==== SOURCE DATA

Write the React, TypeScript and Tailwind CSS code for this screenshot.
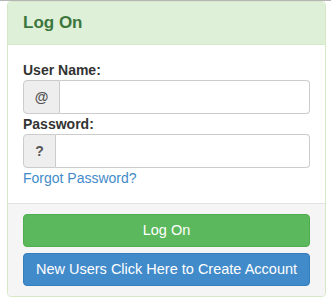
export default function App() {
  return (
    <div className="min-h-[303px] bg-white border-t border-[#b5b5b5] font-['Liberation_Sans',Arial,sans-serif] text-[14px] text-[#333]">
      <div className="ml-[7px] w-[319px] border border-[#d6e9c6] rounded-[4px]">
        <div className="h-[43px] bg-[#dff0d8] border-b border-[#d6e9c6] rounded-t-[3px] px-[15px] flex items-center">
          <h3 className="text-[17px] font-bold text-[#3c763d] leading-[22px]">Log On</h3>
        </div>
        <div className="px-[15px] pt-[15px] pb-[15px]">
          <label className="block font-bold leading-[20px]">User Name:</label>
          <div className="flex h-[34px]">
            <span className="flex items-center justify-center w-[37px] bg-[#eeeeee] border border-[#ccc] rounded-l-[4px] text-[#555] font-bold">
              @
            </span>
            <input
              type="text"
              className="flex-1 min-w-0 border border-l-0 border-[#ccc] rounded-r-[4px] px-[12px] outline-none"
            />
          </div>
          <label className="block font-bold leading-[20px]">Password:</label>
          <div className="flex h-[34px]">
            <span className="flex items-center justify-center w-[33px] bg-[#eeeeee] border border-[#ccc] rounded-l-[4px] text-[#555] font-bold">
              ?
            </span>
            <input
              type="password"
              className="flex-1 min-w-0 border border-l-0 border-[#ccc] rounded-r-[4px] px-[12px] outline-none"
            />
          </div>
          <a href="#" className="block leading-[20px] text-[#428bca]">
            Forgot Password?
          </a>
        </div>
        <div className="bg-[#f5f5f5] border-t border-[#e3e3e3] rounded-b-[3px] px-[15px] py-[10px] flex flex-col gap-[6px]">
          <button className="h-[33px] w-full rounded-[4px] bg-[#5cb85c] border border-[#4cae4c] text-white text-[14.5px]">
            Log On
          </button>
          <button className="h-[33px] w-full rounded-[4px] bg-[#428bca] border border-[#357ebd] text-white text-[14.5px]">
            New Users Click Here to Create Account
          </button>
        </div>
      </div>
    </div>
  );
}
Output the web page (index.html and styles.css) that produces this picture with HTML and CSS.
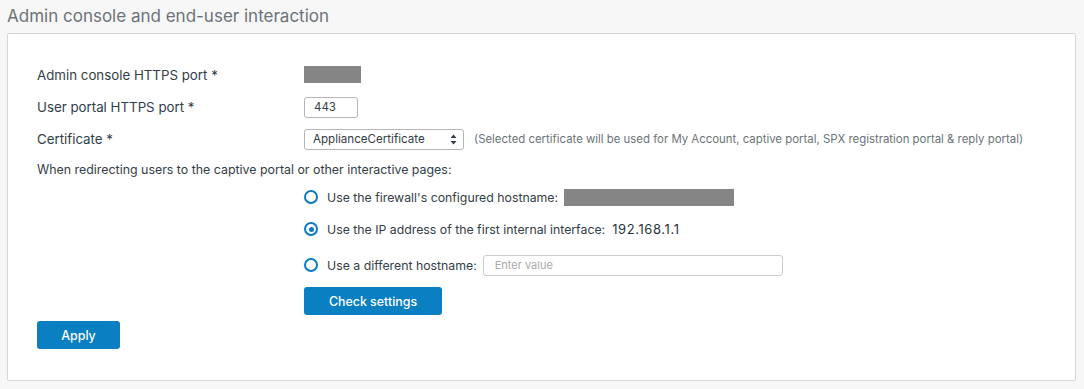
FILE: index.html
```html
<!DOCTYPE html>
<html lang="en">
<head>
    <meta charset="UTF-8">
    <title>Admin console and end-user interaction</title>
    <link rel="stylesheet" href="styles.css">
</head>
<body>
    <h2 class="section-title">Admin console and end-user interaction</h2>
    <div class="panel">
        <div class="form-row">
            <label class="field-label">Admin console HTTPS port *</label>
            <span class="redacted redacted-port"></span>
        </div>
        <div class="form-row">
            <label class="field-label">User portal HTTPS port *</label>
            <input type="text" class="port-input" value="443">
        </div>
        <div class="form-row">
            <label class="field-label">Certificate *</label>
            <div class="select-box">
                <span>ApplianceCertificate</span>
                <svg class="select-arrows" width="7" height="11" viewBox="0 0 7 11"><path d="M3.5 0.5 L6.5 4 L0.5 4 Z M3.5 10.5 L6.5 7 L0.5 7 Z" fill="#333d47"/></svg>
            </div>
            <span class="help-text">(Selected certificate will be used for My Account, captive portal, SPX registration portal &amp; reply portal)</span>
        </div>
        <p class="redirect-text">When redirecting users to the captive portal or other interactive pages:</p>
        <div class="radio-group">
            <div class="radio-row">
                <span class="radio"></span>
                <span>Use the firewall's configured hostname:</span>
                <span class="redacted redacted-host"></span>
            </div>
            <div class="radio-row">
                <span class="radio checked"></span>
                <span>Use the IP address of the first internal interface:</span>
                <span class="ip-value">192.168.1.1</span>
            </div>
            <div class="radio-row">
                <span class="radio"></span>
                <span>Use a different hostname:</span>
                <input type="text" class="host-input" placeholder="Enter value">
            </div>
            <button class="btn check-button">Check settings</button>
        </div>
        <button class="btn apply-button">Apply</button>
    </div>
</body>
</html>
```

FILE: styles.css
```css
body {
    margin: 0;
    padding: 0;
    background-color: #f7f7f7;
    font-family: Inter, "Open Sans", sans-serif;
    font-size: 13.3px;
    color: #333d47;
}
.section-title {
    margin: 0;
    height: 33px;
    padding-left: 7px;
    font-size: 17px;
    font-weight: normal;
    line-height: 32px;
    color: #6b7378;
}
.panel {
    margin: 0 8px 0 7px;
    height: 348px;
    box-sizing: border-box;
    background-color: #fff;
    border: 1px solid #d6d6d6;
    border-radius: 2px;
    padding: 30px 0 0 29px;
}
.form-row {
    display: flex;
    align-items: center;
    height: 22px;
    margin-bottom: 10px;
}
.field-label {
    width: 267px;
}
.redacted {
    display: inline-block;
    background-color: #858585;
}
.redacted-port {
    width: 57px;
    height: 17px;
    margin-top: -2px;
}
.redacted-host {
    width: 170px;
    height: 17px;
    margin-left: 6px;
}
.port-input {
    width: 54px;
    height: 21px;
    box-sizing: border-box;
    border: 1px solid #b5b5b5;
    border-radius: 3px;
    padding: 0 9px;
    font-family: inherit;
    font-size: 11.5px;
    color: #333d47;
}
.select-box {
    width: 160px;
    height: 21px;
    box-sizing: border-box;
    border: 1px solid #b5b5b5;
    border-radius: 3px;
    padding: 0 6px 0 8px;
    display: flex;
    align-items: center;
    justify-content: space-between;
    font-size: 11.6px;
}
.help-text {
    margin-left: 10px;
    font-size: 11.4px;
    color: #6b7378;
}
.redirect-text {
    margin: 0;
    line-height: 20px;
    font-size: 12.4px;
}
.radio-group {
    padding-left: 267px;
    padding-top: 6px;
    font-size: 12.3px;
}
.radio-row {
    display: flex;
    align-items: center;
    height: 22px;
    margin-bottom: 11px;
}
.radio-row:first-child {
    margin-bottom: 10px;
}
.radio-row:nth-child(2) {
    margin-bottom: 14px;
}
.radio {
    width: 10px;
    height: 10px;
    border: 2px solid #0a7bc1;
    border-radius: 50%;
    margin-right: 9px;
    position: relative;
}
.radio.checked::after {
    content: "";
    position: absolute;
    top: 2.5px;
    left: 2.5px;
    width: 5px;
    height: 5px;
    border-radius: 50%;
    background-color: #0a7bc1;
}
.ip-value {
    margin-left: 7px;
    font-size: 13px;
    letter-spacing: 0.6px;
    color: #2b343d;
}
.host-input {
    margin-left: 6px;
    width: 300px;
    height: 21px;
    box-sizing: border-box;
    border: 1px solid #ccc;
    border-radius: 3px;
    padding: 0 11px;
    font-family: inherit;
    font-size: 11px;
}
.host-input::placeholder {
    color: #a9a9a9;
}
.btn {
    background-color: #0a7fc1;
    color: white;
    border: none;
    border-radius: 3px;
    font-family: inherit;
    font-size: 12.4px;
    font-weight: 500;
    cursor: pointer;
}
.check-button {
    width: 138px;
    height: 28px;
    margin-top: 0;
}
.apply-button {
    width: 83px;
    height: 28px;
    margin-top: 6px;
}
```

========

**GIVEN TASK:** Quote the records above exactly, leaving out any pictures.

**SOLUTION FOR THIS EXERCISE:**
Write the React, TypeScript and Tailwind CSS code for this screenshot.
export default function App() {
  return (
    <div className="min-h-[303px] bg-white border-t border-[#b5b5b5] font-['Liberation_Sans',Arial,sans-serif] text-[14px] text-[#333]">
      <div className="ml-[7px] w-[319px] border border-[#d6e9c6] rounded-[4px]">
        <div className="h-[43px] bg-[#dff0d8] border-b border-[#d6e9c6] rounded-t-[3px] px-[15px] flex items-center">
          <h3 className="text-[17px] font-bold text-[#3c763d] leading-[22px]">Log On</h3>
        </div>
        <div className="px-[15px] pt-[15px] pb-[15px]">
          <label className="block font-bold leading-[20px]">User Name:</label>
          <div className="flex h-[34px]">
            <span className="flex items-center justify-center w-[37px] bg-[#eeeeee] border border-[#ccc] rounded-l-[4px] text-[#555] font-bold">
              @
            </span>
            <input
              type="text"
              className="flex-1 min-w-0 border border-l-0 border-[#ccc] rounded-r-[4px] px-[12px] outline-none"
            />
          </div>
          <label className="block font-bold leading-[20px]">Password:</label>
          <div className="flex h-[34px]">
            <span className="flex items-center justify-center w-[33px] bg-[#eeeeee] border border-[#ccc] rounded-l-[4px] text-[#555] font-bold">
              ?
            </span>
            <input
              type="password"
              className="flex-1 min-w-0 border border-l-0 border-[#ccc] rounded-r-[4px] px-[12px] outline-none"
            />
          </div>
          <a href="#" className="block leading-[20px] text-[#428bca]">
            Forgot Password?
          </a>
        </div>
        <div className="bg-[#f5f5f5] border-t border-[#e3e3e3] rounded-b-[3px] px-[15px] py-[10px] flex flex-col gap-[6px]">
          <button className="h-[33px] w-full rounded-[4px] bg-[#5cb85c] border border-[#4cae4c] text-white text-[14.5px]">
            Log On
          </button>
          <button className="h-[33px] w-full rounded-[4px] bg-[#428bca] border border-[#357ebd] text-white text-[14.5px]">
            New Users Click Here to Create Account
          </button>
        </div>
      </div>
    </div>
  );
}
Output the web page (index.html and styles.css) that produces this picture with HTML and CSS.
FILE: index.html
```html
<!DOCTYPE html>
<html lang="en">
<head>
    <meta charset="UTF-8">
    <title>Admin console and end-user interaction</title>
    <link rel="stylesheet" href="styles.css">
</head>
<body>
    <h2 class="section-title">Admin console and end-user interaction</h2>
    <div class="panel">
        <div class="form-row">
            <label class="field-label">Admin console HTTPS port *</label>
            <span class="redacted redacted-port"></span>
        </div>
        <div class="form-row">
            <label class="field-label">User portal HTTPS port *</label>
            <input type="text" class="port-input" value="443">
        </div>
        <div class="form-row">
            <label class="field-label">Certificate *</label>
            <div class="select-box">
                <span>ApplianceCertificate</span>
                <svg class="select-arrows" width="7" height="11" viewBox="0 0 7 11"><path d="M3.5 0.5 L6.5 4 L0.5 4 Z M3.5 10.5 L6.5 7 L0.5 7 Z" fill="#333d47"/></svg>
            </div>
            <span class="help-text">(Selected certificate will be used for My Account, captive portal, SPX registration portal &amp; reply portal)</span>
        </div>
        <p class="redirect-text">When redirecting users to the captive portal or other interactive pages:</p>
        <div class="radio-group">
            <div class="radio-row">
                <span class="radio"></span>
                <span>Use the firewall's configured hostname:</span>
                <span class="redacted redacted-host"></span>
            </div>
            <div class="radio-row">
                <span class="radio checked"></span>
                <span>Use the IP address of the first internal interface:</span>
                <span class="ip-value">192.168.1.1</span>
            </div>
            <div class="radio-row">
                <span class="radio"></span>
                <span>Use a different hostname:</span>
                <input type="text" class="host-input" placeholder="Enter value">
            </div>
            <button class="btn check-button">Check settings</button>
        </div>
        <button class="btn apply-button">Apply</button>
    </div>
</body>
</html>
```

FILE: styles.css
```css
body {
    margin: 0;
    padding: 0;
    background-color: #f7f7f7;
    font-family: Inter, "Open Sans", sans-serif;
    font-size: 13.3px;
    color: #333d47;
}
.section-title {
    margin: 0;
    height: 33px;
    padding-left: 7px;
    font-size: 17px;
    font-weight: normal;
    line-height: 32px;
    color: #6b7378;
}
.panel {
    margin: 0 8px 0 7px;
    height: 348px;
    box-sizing: border-box;
    background-color: #fff;
    border: 1px solid #d6d6d6;
    border-radius: 2px;
    padding: 30px 0 0 29px;
}
.form-row {
    display: flex;
    align-items: center;
    height: 22px;
    margin-bottom: 10px;
}
.field-label {
    width: 267px;
}
.redacted {
    display: inline-block;
    background-color: #858585;
}
.redacted-port {
    width: 57px;
    height: 17px;
    margin-top: -2px;
}
.redacted-host {
    width: 170px;
    height: 17px;
    margin-left: 6px;
}
.port-input {
    width: 54px;
    height: 21px;
    box-sizing: border-box;
    border: 1px solid #b5b5b5;
    border-radius: 3px;
    padding: 0 9px;
    font-family: inherit;
    font-size: 11.5px;
    color: #333d47;
}
.select-box {
    width: 160px;
    height: 21px;
    box-sizing: border-box;
    border: 1px solid #b5b5b5;
    border-radius: 3px;
    padding: 0 6px 0 8px;
    display: flex;
    align-items: center;
    justify-content: space-between;
    font-size: 11.6px;
}
.help-text {
    margin-left: 10px;
    font-size: 11.4px;
    color: #6b7378;
}
.redirect-text {
    margin: 0;
    line-height: 20px;
    font-size: 12.4px;
}
.radio-group {
    padding-left: 267px;
    padding-top: 6px;
    font-size: 12.3px;
}
.radio-row {
    display: flex;
    align-items: center;
    height: 22px;
    margin-bottom: 11px;
}
.radio-row:first-child {
    margin-bottom: 10px;
}
.radio-row:nth-child(2) {
    margin-bottom: 14px;
}
.radio {
    width: 10px;
    height: 10px;
    border: 2px solid #0a7bc1;
    border-radius: 50%;
    margin-right: 9px;
    position: relative;
}
.radio.checked::after {
    content: "";
    position: absolute;
    top: 2.5px;
    left: 2.5px;
    width: 5px;
    height: 5px;
    border-radius: 50%;
    background-color: #0a7bc1;
}
.ip-value {
    margin-left: 7px;
    font-size: 13px;
    letter-spacing: 0.6px;
    color: #2b343d;
}
.host-input {
    margin-left: 6px;
    width: 300px;
    height: 21px;
    box-sizing: border-box;
    border: 1px solid #ccc;
    border-radius: 3px;
    padding: 0 11px;
    font-family: inherit;
    font-size: 11px;
}
.host-input::placeholder {
    color: #a9a9a9;
}
.btn {
    background-color: #0a7fc1;
    color: white;
    border: none;
    border-radius: 3px;
    font-family: inherit;
    font-size: 12.4px;
    font-weight: 500;
    cursor: pointer;
}
.check-button {
    width: 138px;
    height: 28px;
    margin-top: 0;
}
.apply-button {
    width: 83px;
    height: 28px;
    margin-top: 6px;
}
```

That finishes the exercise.